All the courts accepted that the parties had agreed that Mr Devani would act as Mr Wells’ agent for selling the flats and that a 2% commission would be payable. They also all accepted that no oral agreement had been reached as to what precise event should trigger that commission.
But the courts all then approached the principles mentioned above in different ways:
- The first court said that there was an agreement in place, but that as the trigger event for the commission hadn’t been discussed then using the second of the principles mentioned above the judge would imply a term to the effect that the commission would be payable on the actual completion of the purchase of the flats (i.e. when the money actually changed hands), and not before. The judge commented that this would have been the least onerous term for Mr. Wells, and one that would have been obvious to any reasonable bystander (ie I bet that’s what the reasonable ones amongst you would have thought!). All pretty obvious you might have thought?
Well, Mr Wells didn’t like it and appealed to the Court of Appeal…
- …which ALLOWED Mr Wells’ appeal! The Court of Appeal (by a majority vote only – 1 of the 3 judges didn’t agree with the majority 2) said that using the third of the principles mentioned above the need for agreement on a trigger event was a critical requirement for the contract to exist in the first place. The first instance court wasn’t allowed to use the second principle mentioned above to imply a term into a ‘contract’ where a contract doesn’t exist in the first place. They said they thought that would be ‘putting the cart before the horse’.
Well, Mr Devani thought this was terribly unfair and appealed to the Supreme Court…

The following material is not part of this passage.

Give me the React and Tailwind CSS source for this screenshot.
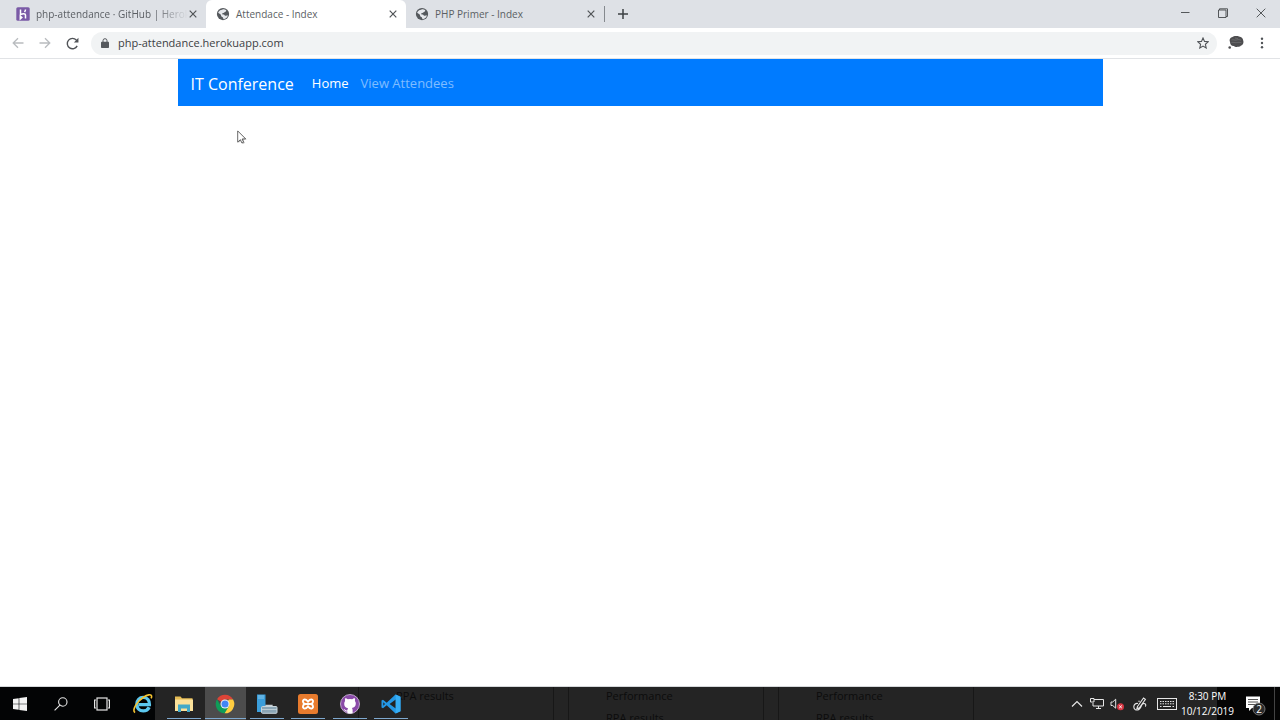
import React from "react";

function Globe() {
  return (
    <svg viewBox="0 0 24 24" className="size-[14px] shrink-0" aria-hidden="true">
      <circle cx="12" cy="12" r="10.5" fill="#55595d" />
      <path d="M10.5 4.5c2-1.5 5-.7 6.600.8.9 1.200.2 2.500-1 2.700-1.600.2-1.200 1.400-2.400 2-1.200.5-2.700.1-3 1.500-.1 1.500 1.300 1.200 2.500 1.300 1.700.2 1.300 2 3 2.100 1.400.1 2.400-.7 4.300-.9-.7 3.700-3.900 6.500-7.500 6.900l-.9-2.200c-.3-1.600-2.300-1.400-3-2.800-.7-1.600-.1-2.700-1.600-3.600L3.600 9.800C4.500 7 7 4.700 10.500 4.500z" fill="#e6e8ec" />
    </svg>
  );
}

function HerokuMark() {
  return (
    <svg viewBox="0 0 14 14" className="size-[14px] shrink-0" aria-hidden="true">
      <rect x="0.300" y="0.300" width="13.400" height="13.400" rx="1.500" fill="#7a5aa6" />
      <path d="M4.500 2.500v5c2-1 5-1.500 5 .6v3.400M4.300 9.200v2.600l1.500-1.300zM9.500 2.500c0 1-.4 1.700-1 2.400" fill="none" stroke="#fff" strokeWidth="1.500" />
    </svg>
  );
}

function Cross() {
  return (
    <svg viewBox="0 0 8 8" className="size-[8px]" fill="none" stroke="currentColor" strokeWidth="1.200" aria-hidden="true">
      <path d="M.7.7l6.600 6.600M7.300.7L.7 7.300" />
    </svg>
  );
}

function Tab({ icon, title, active, className, titleClass = "" }) {
  return (
    <div className={`flex h-full items-center pr-[8px] ${className}`}>
      {icon}
      <button
        type="button"
        role="tab"
        aria-selected={active}
        className={`ml-[6px] min-w-0 flex-1 whitespace-nowrap text-left text-[10px] text-[#5b5f64] ${titleClass}`}
      >
        {title}
      </button>
      <button type="button" aria-label={`Close ${title}`} className="flex size-[10px] shrink-0 items-center justify-center text-[#505357]">
        <Cross />
      </button>
    </div>
  );
}

function TabStrip() {
  return (
    <div className="flex h-7 bg-[#dee1e6]">
      <div className="flex min-w-0" role="tablist">
        <Tab
          icon={<HerokuMark />}
          title="php-attendance · GitHub | Herok"
          active={false}
          className="w-[206px] pl-4"
          titleClass="[mask-image:linear-gradient(to_right,black_118px,transparent_152px)]"
        />
        <Tab icon={<Globe />} title="Attendace - Index" active className="w-[200px] rounded-t-[6px] bg-white pl-[10px]" />
        <Tab icon={<Globe />} title="PHP Primer - Index" active={false} className="w-[198px] pl-[9px]" />
      </div>
      <div className="flex items-center">
        <span className="h-4 w-px bg-[#85898e]" />
        <button type="button" aria-label="New tab" className="flex size-[36px] items-center justify-center">
          <svg viewBox="0 0 10 10" className="size-[10px]" stroke="#3c4043" strokeWidth="1.500" aria-hidden="true">
            <path d="M5 0v10M0 5h10" />
          </svg>
        </button>
      </div>
      <div className="ml-auto flex h-[26px] items-center text-[#44474a]">
        <button type="button" aria-label="Minimize" className="flex w-[38px] justify-center">
          <svg viewBox="0 0 10 10" className="size-[10px]" stroke="currentColor" strokeWidth=".9" aria-hidden="true"><path d="M1 4.500h8.500" /></svg>
        </button>
        <button type="button" aria-label="Restore" className="flex w-[38px] justify-center">
          <svg viewBox="0 0 10 10" className="size-[10px]" fill="none" stroke="currentColor" strokeWidth=".9" aria-hidden="true"><path d="M.5 2h7.500v7.500H.5zM1.500 2V.8h8v7.700H8" /></svg>
        </button>
        <button type="button" aria-label="Close window" className="flex w-[38px] justify-center">
          <svg viewBox="0 0 10 10" className="size-[10px]" stroke="currentColor" strokeWidth=".9" aria-hidden="true"><path d="M.7.7l8.600 8.600M9.300.7L.7 9.300" /></svg>
        </button>
      </div>
    </div>
  );
}

function Toolbar() {
  return (
    <div className="flex h-[31px] items-center border-b border-[#e1e3e6] bg-white px-[12px]">
      <div className="flex gap-[15px] text-[#b9bcbf]">
        <button type="button" aria-label="Back">
          <svg viewBox="0 0 12 12" className="size-[12px]" fill="none" stroke="currentColor" strokeWidth="1.300" aria-hidden="true"><path d="M11.500 6H1.500M6 1.200L1.200 6 6 10.800" /></svg>
        </button>
        <button type="button" aria-label="Forward">
          <svg viewBox="0 0 12 12" className="size-[12px]" fill="none" stroke="currentColor" strokeWidth="1.300" aria-hidden="true"><path d="M.5 6h10M6 1.200L10.800 6 6 10.800" /></svg>
        </button>
        <button type="button" aria-label="Reload" className="text-[#505357]">
          <svg viewBox="0 0 12 12" className="size-[13px]" fill="none" stroke="currentColor" strokeWidth="1.300" aria-hidden="true">
            <path d="M10.300 8.200A4.800 4.800 0 1 1 9.600 2.900L10.500 4" />
            <path d="M11.500.8v4.200H7.300z" fill="currentColor" stroke="none" />
          </svg>
        </button>
      </div>
      <form className="ml-3 flex h-[23px] flex-1 items-center rounded-full bg-[#f1f3f4] pl-[10px] pr-[8px]">
        <svg viewBox="0 0 8 10" className="h-[10px] w-[8px]" aria-hidden="true">
          <path d="M2 4V2.700a2 2 0 0 1 4 0V4" fill="none" stroke="#55595d" />
          <rect y="3.700" width="8" height="6.300" rx=".8" fill="#55595d" />
        </svg>
        <input
          type="text"
          aria-label="Address"
          defaultValue="php-attendance.herokuapp.com"
          className="ml-[9px] min-w-0 flex-1 bg-transparent text-[11px] text-[#3c4043] outline-none"
        />
        <button type="button" aria-label="Bookmark this page">
          <svg viewBox="0 0 12 12" className="size-[12px]" fill="none" stroke="#505357" strokeWidth="1.100" aria-hidden="true">
            <path d="M6 1l1.500 3.400 3.700.4-2.800 2.500.8 3.700L6 9.100 2.800 11l.8-3.700L.8 4.800l3.700-.4z" />
          </svg>
        </button>
      </form>
      <button type="button" aria-label="Profile" className="ml-[11px]">
        <svg viewBox="0 0 16 14" className="h-[14px] w-[16px]" aria-hidden="true">
          <path d="M2 6C.8 3.500 2.500 1.600 4 1.300 6-.3 9-.2 11 .4c2.500.2 4 1.900 4.200 4 .8 2.200-.3 4.500-2.200 5.200-1.300 1.500-2.500 1.300-3.600 1.200-1 .5-2.500.5-3.500-.7C3.400 10.200 2.200 8.500 2 6z" fill="#4d4d4f" />
          <path d="M3.500 4c2-.8 3 .6 5 0s3-.4 4.500.2M3.500 6.500c2-.6 3 .5 5 .1s3-.4 5 .2M7 2c1 .5 2 .2 3 .4" fill="none" stroke="#858587" strokeWidth=".5" />
          <circle cx="1.700" cy="11.500" r="1.300" fill="#4d4d4f" />
        </svg>
      </button>
      <button type="button" aria-label="Browser menu" className="ml-[12px] flex w-[12px] justify-center">
        <svg viewBox="0 0 4 12" className="h-[12px] w-[4px]" fill="#505357" aria-hidden="true">
          <circle cx="2" cy="1.800" r="1.200" /><circle cx="2" cy="6" r="1.200" /><circle cx="2" cy="10.200" r="1.200" />
        </svg>
      </button>
    </div>
  );
}

function SiteNav() {
  return (
    <nav className="mx-auto flex h-[47px] w-full max-w-[925px] items-center bg-[#007bff] px-[13px] pt-[3px]">
      <a href="#home" className="text-[16px] text-white">IT Conference</a>
      <a href="#home" className="ml-[18px] text-[13px] font-medium text-white">Home</a>
      <a href="#attendees" className="ml-3 text-[13px] text-white/50">View Attendees</a>
    </nav>
  );
}

function Cursor() {
  return (
    <svg viewBox="0 0 10 15" className="absolute left-[237px] top-[130px] h-[15px] w-[10px]" aria-hidden="true">
      <path d="M1.500 2v11l2.700-2.400 1.600 3.400 2-1-1.500-3.200 3.400-.2z" fill="#bbb" />
      <path d="M.7.900v11.200l2.700-2.400 1.500 3.300 1.700-.8-1.500-3.200 3.500-.2z" fill="#fff" stroke="#444" strokeWidth=".8" />
    </svg>
  );
}

const icons = {
  start: (
    <svg viewBox="0 0 14 14" className="size-[14px]" fill="#f2f2f2" aria-hidden="true">
      <path d="M0 2l5.700-.8v5.500H0zM6.300 1.100L14 0v6.700H6.300zM0 7.300h5.700v5.500L0 12zM6.300 7.300H14V14l-7.700-1.100z" />
    </svg>
  ),
  search: (
    <svg viewBox="0 0 14 14" className="size-[14px]" fill="none" stroke="#e6e6e6" strokeWidth="1.100" aria-hidden="true">
      <circle cx="8.800" cy="5" r="4.200" /><path d="M5.900 8.200L.6 13.300" />
    </svg>
  ),
  taskView: (
    <svg viewBox="0 0 16 14" className="h-[14px] w-[16px]" fill="none" stroke="#e6e6e6" strokeWidth="1.200" aria-hidden="true">
      <rect x="3" y="1" width="10" height="12" /><path d="M2 3H.6v8H2M14 3h1.400v8H14" />
    </svg>
  ),
  ie: (
    <svg viewBox="0 0 22 22" className="size-[21px]" fill="none" aria-hidden="true">
      <path d="M18 15c-1.200 2.500-3.500 3.800-6.200 3.800-4 0-6.800-2.800-6.800-7s2.800-7.100 6.800-7.100c4.300 0 6.700 3 6.500 7.500H7" stroke="#5cc8ef" strokeWidth="3.400" />
      <path d="M3.300 20.500C-.7 18.500 5 9 12 4.500c4-2.700 8-3.500 8.500-1.500.2.900 0 1.800-.5 2.700" stroke="#f5c431" strokeWidth="1.700" />
    </svg>
  ),
  explorer: (
    <svg viewBox="0 0 20 18" className="h-[18px] w-[20px]" aria-hidden="true">
      <path d="M1 1.500h5.500L8 3.200h10.500V16H1z" fill="#e5bc55" />
      <path d="M1 4.500h18V16H1z" fill="#fbe19a" />
      <path d="M4 9.500h12V17h-3v-3.500H7V17H4z" fill="#42a9c8" />
    </svg>
  ),
  chrome: (
    <svg viewBox="0 0 20 20" className="size-[20px]" aria-hidden="true">
      <path d="M10 10L2 5.200A9.300 9.300 0 0 1 18.100 5.500H10z" fill="#db4437" />
      <path d="M10 10l4-4.500h4.100A9.300 9.300 0 0 1 9.600 19.300z" fill="#ffcd40" />
      <path d="M10 10l4 2.300-4.400 7A9.300 9.300 0 0 1 2 5.200l4 7z" fill="#0f9d58" />
      <circle cx="10" cy="10" r="4.500" fill="#f1f1f1" /><circle cx="10" cy="10" r="3.500" fill="#4285f4" />
    </svg>
  ),
  server: (
    <svg viewBox="0 0 22 20" className="h-[20px] w-[22px]" aria-hidden="true">
      <path d="M1 .5h8.500V18H1z" fill="#3b9edb" /><path d="M2 2h6M2 4h6" stroke="#a6d9f5" strokeWidth=".7" />
      <path d="M10 12.500v-1.200h6v1.200" fill="none" stroke="#c9d0d4" strokeWidth="1.300" />
      <rect x="5.500" y="12.500" width="15.500" height="6.800" rx="1" fill="#8ba5b5" stroke="#c8d5dc" />
      <path d="M5.500 15.500h15.500" stroke="#c8d5dc" strokeWidth=".8" />
    </svg>
  ),
  xampp: (
    <svg viewBox="0 0 20 20" className="size-[20px]" aria-hidden="true">
      <rect width="20" height="20" rx="2.500" fill="#e87b2d" />
      <path d="M7.500 10h5M7.500 10C5 10 3.800 5.800 6.500 5.500c2-.2 2.500 1 3.500 2.200 1-1.200 1.500-2.400 3.500-2.200 2.700.3 1.500 4.500-1 4.500 2.500 0 3.700 4.200 1 4.500-2 .2-2.500-1-3.500-2.200-1 1.200-1.500 2.400-3.500 2.200C3.800 14.200 5 10 7.500 10z" fill="none" stroke="#fff" strokeWidth="1.900" />
    </svg>
  ),
  github: (
    <svg viewBox="0 0 20 20" className="size-[20px]" aria-hidden="true">
      <circle cx="10" cy="10" r="9.500" fill="#8a4aa8" stroke="#d6c1df" strokeWidth=".8" />
      <path d="M5.200 4.300c1 0 2 .5 2.700 1a9 9 0 0 1 4.200 0c.7-.5 1.700-1 2.700-1 .4 1 .3 2 .1 2.600.7.800 1 1.800.9 2.900-.1 2.700-1.700 3.900-3.900 4.200.5.500.7 1.200.7 2v3.200a9 9 0 0 1-5.200 0v-1.700c-2.200.5-2.700-1-3.200-1.700-.3-.4-.6-.6-.8-.8 1.700-.3 1.700 1.500 3 1.400.4 0 .8-.1 1-.2.100-.9.300-1.600.7-2-2.300-.4-3.800-1.600-3.900-4.300 0-1.200.3-2.200.9-3-.2-.7-.3-1.600.100-2.600z" fill="#fff" />
    </svg>
  ),
  code: (
    <svg viewBox="0 0 20 20" className="size-[20px]" aria-hidden="true">
      <path d="M14.500.5L5.700 8.700 2 5.800l-1.500.8v6.800l1.500.8 3.700-2.900 8.800 8.200 5-2.200V2.700zM14.700 5.500v9L8.600 10zM2.300 8.300L4 10l-1.700 1.700z" fill="#2498e6" fillRule="evenodd" />
      <path d="M14.700.5l4.800 2.200v14.600l-4.800 2.200z" fill="#36aef5" />
    </svg>
  ),
};

const launchers = [
  ["Start", "start"],
  ["Search", "search"],
  ["Task View", "taskView"],
  ["Internet Explorer", "ie"],
];

const running = [
  ["File Explorer", "explorer"],
  ["Google Chrome", "chrome"],
  ["Server Manager", "server"],
  ["XAMPP", "xampp"],
  ["GitHub Desktop", "github"],
  ["Visual Studio Code", "code"],
];

function BackgroundCard({ first, second }) {
  return (
    <div className="h-full w-[196px] shrink-0 border-x border-[#171717] pl-[37px]">
      <p className="h-[22px]">{first}</p>
      <p>{second}</p>
    </div>
  );
}

function Taskbar() {
  return (
    <footer className="relative flex h-[33px] overflow-hidden bg-[#242424] text-white">
      <div className="absolute inset-y-0 left-[358px] flex gap-[14px] text-[11px] leading-[18px] text-[#0c0c0c]" aria-hidden="true">
        <BackgroundCard first="RPA results" />
        <BackgroundCard first="Performance" second="RPA results" />
        <BackgroundCard first="Performance" second="RPA results" />
      </div>
      <div className="relative grid w-[163px] grid-cols-4 bg-gradient-to-r from-[#030405] from-95% to-[#242424] to-95%">
        {launchers.map(([name, icon]) => (
          <button key={name} type="button" aria-label={name} className="flex items-center justify-center">{icons[icon]}</button>
        ))}
      </div>
      <div className="relative grid w-[249px] grid-cols-6">
        {running.map(([name, icon]) => (
          <button
            key={name}
            type="button"
            aria-label={name}
            className={`relative flex items-center justify-center after:absolute after:bottom-[1px] after:h-px after:bg-[#7fa9cf] ${icon === "chrome" ? "bg-[#4c4c4c] after:w-full" : "after:w-[34px]"}`}
          >
            {icons[icon]}
          </button>
        ))}
      </div>
      <div className="relative ml-auto flex items-center">
        <button type="button" aria-label="Show hidden icons" className="flex w-5 justify-center">
          <svg viewBox="0 0 12 8" className="h-[8px] w-[12px]" fill="none" stroke="#e6e6e6" strokeWidth="1.200" aria-hidden="true"><path d="M1 6.500L6 1.500l5 5" /></svg>
        </button>
        <button type="button" aria-label="Network" className="flex w-5 justify-center">
          <svg viewBox="0 0 14 12" className="h-[12px] w-[14px]" fill="none" stroke="#e6e6e6" aria-hidden="true"><path d="M4 1.500h9.500v6.500H3V5M8.500 8v2.500M6 10.500h5M.5.500H4v3.500H.5z" /></svg>
        </button>
        <button type="button" aria-label="Volume muted" className="flex w-5 justify-center">
          <svg viewBox="0 0 14 14" className="size-[14px]" aria-hidden="true">
            <path d="M1 5h1.700l3-2.800v9L2.700 8.500H1z" fill="none" stroke="#e6e6e6" />
            <circle cx="10.500" cy="9.800" r="3.500" fill="#d63743" /><path d="M9.200 8.500l2.600 2.600M11.800 8.500l-2.600 2.600" stroke="#fff" />
          </svg>
        </button>
        <button type="button" aria-label="Pen settings" className="flex w-[26px] justify-center">
          <svg viewBox="0 0 14 14" className="size-[14px]" fill="none" stroke="#e6e6e6" strokeWidth="1.100" aria-hidden="true">
            <path d="M4.500 9.500L10.500 1l1.900 1.400-6 8.300-2.500.9zM5 6.500C2.400 6 .8 7.800.8 9.800c0 2.200 1.800 3.500 3.700 3.200 2.500-.4 3.200-2.600 4-4.500.8-1.700 2.300-2.500 3.500-1.700 1 .7 1 2 .2 2.700M6.800 4.200H5.300" />
          </svg>
        </button>
        <button type="button" aria-label="Touch keyboard" className="flex w-7 justify-center">
          <svg viewBox="0 0 20 12" className="h-[12px] w-[20px]" fill="none" stroke="#e6e6e6" aria-hidden="true">
            <rect x=".5" y=".5" width="19" height="11" /><path d="M3 3.500h14M3 5.800h14" strokeDasharray="1.500 1" /><path d="M3 8.500h1.500M6 8.500h8M15.500 8.500H17" />
          </svg>
        </button>
        <button type="button" className="flex h-full w-[53px] flex-col items-center justify-center bg-gradient-to-r from-[#242424] from-67% to-[#050505] to-67% text-[10px] leading-[15px]">
          <span>8:30 PM</span>
          <span>10/12/2019</span>
        </button>
        <button type="button" aria-label="2 notifications" className="flex h-full w-[40px] items-center justify-center bg-[#050505] pl-[3px] pt-1">
          <svg viewBox="0 0 22 22" className="size-[22px]" aria-hidden="true">
            <path d="M1 1.500h14V13H7l-3 3v-3H1z" fill="#fff" /><path d="M3 4.500h10M3 7h10M3 9.500h8" stroke="#555" />
            <circle cx="14" cy="14" r="6" fill="#2b2b2b" stroke="#888" strokeWidth=".8" />
            <text x="14" y="17.500" textAnchor="middle" fontSize="10" fill="#fff">2</text>
          </svg>
        </button>
        <span className="h-full w-[6px] border-l border-[#444] bg-[#050505]" />
      </div>
    </footer>
  );
}

export default function App() {
  return (
    <div className="relative flex min-h-screen flex-col bg-white font-['Open_Sans','Noto_Sans',sans-serif]">
      <header>
        <TabStrip />
        <Toolbar />
      </header>
      <main className="flex-1 border-b border-[#d5d8da]">
        <SiteNav />
      </main>
      <Taskbar />
      <Cursor />
    </div>
  );
}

- …which agreed with him and allowed HIS appeal. But their reasons were different from those applied by the first instance court. Instead, they applied the first of the principles mentioned above: They said it was clear to a reasonable person from a combination of the parties’ words and conduct on the relevant telephone call that they intended to create a legal contract, and that a contract had been created which included the term that commission would become payable when any sale actually completed and the purchase price was paid.
Although the appeal was allowed on those different grounds, the Supreme Court also mentioned that they disagreed with the Court of Appeal’s reasoning. With a bit of chicken and egg reasoning, they said that they would have been prepared using a combination of the second and third principles mentioned above to imply a critical term into an otherwise incomplete or uncertain contract in order to make it complete or certain. They said they did not consider approaching matters in that way to be ‘putting the cart before the horse’.
Conclusion
A recurring conclusion in many of my Legal Briefings is that judges are clever and will usually find a way to apply the different legal principles available to them to come to what they think is the fairest result. I guess in this case the two majority Court of Appeal judges just didn’t like estate agents!
And once again, although it is perfectly possible to have a verbal contract (and indeed one created simply by a course of conduct) it is safer to try to put things clearly and thoroughly in writing.